The article pushes the dogma that the GPL is the only enforceable copyright licence. If AI generated code contains large excerpts from BSD or other non-GPL licenced code, then you don't have to obey the copyright licence, but if generated code contains GPL licenced code, then you do have to obey the copyright licence. I don't think copyright law works that way.
They also cite the January 2025 decision of the U.S. Copyright Office. I don't interpret that ruling as indicating that the original authors of the code lose their copyright after their code is AI-washed.

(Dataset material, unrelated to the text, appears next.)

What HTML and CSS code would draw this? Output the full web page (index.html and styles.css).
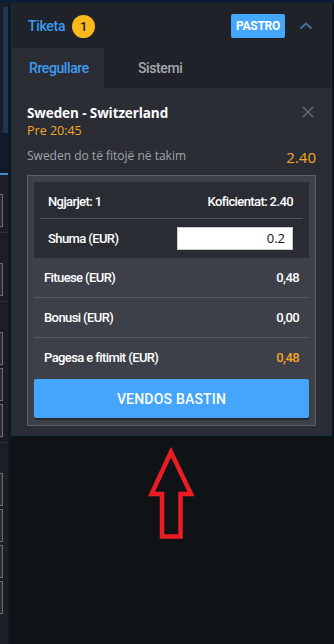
FILE: index.html
```html
<!DOCTYPE html>
<html>
<head>
<meta charset="utf-8">
<link rel="stylesheet" href="styles.css">
</head>
<body>
<div class="topbar"></div>
<div class="page">
  <aside class="side">
    <div class="side-col">
      <div class="side-blue"></div>
      <div class="side-navy"></div>
      <div class="side-line"></div>
      <div class="side-gap"></div>
      <div class="sbox b1"></div>
      <div class="ssep"></div>
      <div class="sbox b2"></div>
      <div class="ssep"></div>
      <div class="sbox b3"></div>
      <div class="sbox b4"></div>
      <div class="sbox b5"></div>
      <div class="ssep"></div>
      <div class="sbox b6"></div>
      <div class="sbox b7"></div>
      <div class="sbox b8"></div>
      <div class="sbox b9"></div>
    </div>
    <div class="side-dark"></div>
  </aside>
  <main class="main">
    <section class="panel">
      <header class="head">
        <span class="title">Tiketa</span>
        <span class="badge">1</span>
        <span class="spacer"></span>
        <button class="pastro">PASTRO</button>
        <svg class="chev" width="14" height="8" viewBox="0 0 14 8"><path d="M1.5 6.5 L7 1.5 L12.5 6.5" fill="none" stroke="#3a72a6" stroke-width="2"/></svg>
      </header>
      <nav class="tabs">
        <div class="tab active">Rregullare</div>
        <div class="tab">Sistemi</div>
      </nav>
      <div class="content">
        <div class="event">
          <div class="event-top">
            <div>
              <div class="match">Sweden - Switzerland</div>
              <div class="time">Pre 20:45</div>
            </div>
            <svg class="close" width="12" height="12" viewBox="0 0 12 12"><path d="M1 1 L11 11 M11 1 L1 11" stroke="#6d7078" stroke-width="1.2"/></svg>
          </div>
          <div class="pick">
            <span class="pick-name">Sweden do të fitojë në takim</span>
            <span class="odd">2.40</span>
          </div>
        </div>
        <div class="slip">
          <div class="slip-top">
            <div class="srow r1">
              <span>Ngjarjet: 1</span>
              <span>Koficientat: 2.40</span>
            </div>
            <div class="srow r2">
              <span>Shuma (EUR)</span>
              <div class="input">0.2</div>
            </div>
          </div>
          <div class="lrow">
            <span>Fituese (EUR)</span>
            <span>0,48</span>
          </div>
          <div class="lrow">
            <span>Bonusi (EUR)</span>
            <span>0,00</span>
          </div>
          <div class="lrow last">
            <span>Pagesa e fitimit (EUR)</span>
            <span class="orange">0,48</span>
          </div>
          <button class="bet">VENDOS BASTIN</button>
        </div>
      </div>
    </section>
    <svg class="arrow" width="323" height="110" viewBox="11 434 323 110">
      <polygon points="171,450 151.5,492 162,492 162,534.5 180.5,534.5 180.5,492 191,492" fill="none" stroke="#ec1c24" stroke-width="4.5" stroke-linejoin="miter"/>
    </svg>
  </main>
</div>
</body>
</html>
```
FILE: styles.css
```css
* { box-sizing: border-box; }
html, body { margin: 0; padding: 0; }
body {
  width: 334px;
  height: 644px;
  overflow: hidden;
  background: #101316;
  font-family: "Open Sans", "Liberation Sans", sans-serif;
  color: #fff;
}
.topbar { height: 3px; background: #0f1e38; }
.page { display: flex; height: 641px; }
.side { width: 11px; display: flex; flex-shrink: 0; }
.side-col { width: 8px; background: #1b1e24; display: flex; flex-direction: column; }
.side-blue { height: 126px; margin-left: 3px; margin-top: 4px; background: #1d3756; }
.side-navy { height: 40px; background: #111a28; }
.side-line { height: 2px; background: #3a8ed6; }
.side-gap { height: 19px; }
.sbox { width: 3px; height: 33px; background: #2a2c31; border: 1px solid #6b6d72; border-left: none; margin-bottom: 3px; }
.ssep { height: 1px; background: #2e3138; margin: 2px 0 30px; }
.side-dark { width: 3px; background: #0f1a1f; }

.main { width: 323px; display: flex; flex-direction: column; }
.panel {
  width: 321px;
  border: 1px solid #0f3142;
  border-top: none;
  background: #2b2d35;
}
.head {
  height: 45px;
  background: #1f2229;
  display: flex;
  align-items: center;
  padding: 1px 18px 0 16px;
}
.title { color: #3d9bf0; font-size: 14px; font-weight: 500; font-family: "Roboto", sans-serif; letter-spacing: -0.3px; }
.badge {
  margin-left: 7px;
  width: 23px; height: 23px;
  border-radius: 50%;
  background: #fbb81b;
  color: #1a1a1a;
  font-size: 13px;
  font-weight: 500;
  font-family: "Roboto", sans-serif;
  display: flex; align-items: center; justify-content: center;
}
.spacer { flex: 1; }
.pastro {
  width: 54px; height: 24px;
  border: none; border-radius: 2px;
  background: #45a7fb;
  color: #fff;
  font-family: "Roboto", sans-serif;
  font-weight: 700;
  font-size: 12px;
  letter-spacing: -0.3px;
  padding: 0;
  margin-right: 14px;
}
.chev { display: block; }

.tabs { height: 40px; background: #1f2229; display: flex; }
.tab {
  font-family: "Roboto", sans-serif;
  font-size: 14px;
  font-weight: 500;
  letter-spacing: -0.4px;
  color: #a5a8ae;
  display: flex; align-items: center;
  padding-left: 34px;
}
.tab.active { width: 92px; background: #2b2d35; color: #3d9bf0; padding-left: 17px; }

.content { padding: 17px 15px 9px; }
.event-top { display: flex; justify-content: space-between; align-items: flex-start; }
.match { font-size: 13.5px; font-weight: 700; line-height: 16px; letter-spacing: -0.1px; }
.time { color: #f5a623; font-size: 12.5px; line-height: 20px; }
.close { margin-top: 1px; margin-right: 2px; }
.pick { display: flex; justify-content: space-between; align-items: center; margin-top: 2px; }
.pick-name { color: #a0a3aa; font-size: 12px; }
.odd { color: #f5a623; font-size: 15px; margin-top: 4px; }

.slip {
  margin-top: 8px;
  border: 1px solid #5d6068;
  background: #3e4049;
  padding: 6px 6px 7px;
}
.slip-top { background: #2a2c34; padding: 0 6px; }
.srow {
  display: flex; justify-content: space-between; align-items: center;
  font-family: "Roboto", sans-serif;
  font-size: 13px;
  font-weight: 500;
  letter-spacing: -0.6px;
  padding: 0 10px 0 8px;
}
.r1 { height: 37px; border-bottom: 1px solid #51545c; padding-top: 2px; }
.r2 { height: 39px; padding-right: 10px; }
.input {
  width: 116px; height: 23px;
  background: #fff;
  color: #111;
  border: 1px solid #ccc;
  font-family: "Open Sans", sans-serif;
  font-size: 13px;
  font-weight: 400;
  letter-spacing: 0;
  text-align: right;
  padding: 1px 7px 0 0;
}
.lrow {
  height: 40px;
  display: flex; justify-content: space-between; align-items: center;
  font-family: "Roboto", sans-serif;
  font-size: 13px;
  font-weight: 500;
  letter-spacing: -0.6px;
  padding: 0 10px;
  border-bottom: 1px solid #585b63;
}
.lrow.last { border-bottom: none; height: 38px; }
.orange { color: #f5a623; }
.bet {
  margin-top: 3px;
  width: 100%;
  height: 39px;
  border: none;
  border-radius: 2px;
  background: #45a4fb;
  color: #fff;
  font-family: "Roboto", sans-serif;
  font-size: 14px;
  font-weight: 500;
  letter-spacing: 0.2px;
  box-shadow: 0 2px 1px #26282e;
}
.arrow { display: block; }
```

All I see that is AI-washed code cannot be recopyrighted by a different author.
Pedantic but important point: "copyright" is not a verb, especially after the registration requirement was removed. It's a noun, a right to copy, which you can have or not. You don't get to choose whether you have it, or do something to get it; the circumstances of authorship control whether you have it.
The outcomes are basically:
And there are different arguments that somewhat interact:
That's not one argument, it's a menu of arguments, and so far we don't seem to have picked a path through them.
(reworded for clarification)
"copyright" is not a verb
Merriam Webster disagrees.
copyright (verb) copyrighted; copyrighting; copyrights transitive verb
: to secure a copyright on
He has copyrighted all of his plays.
Apologies to Mr. Webster, but legally speaking, that's not how it works. Registering a copyright is a thing you can do. But copyright just happens as soon as you reduce the work to tangible form.
Anyone tried the FOSSA tool which is recommended there? Does it say anything useful about dependency security issues?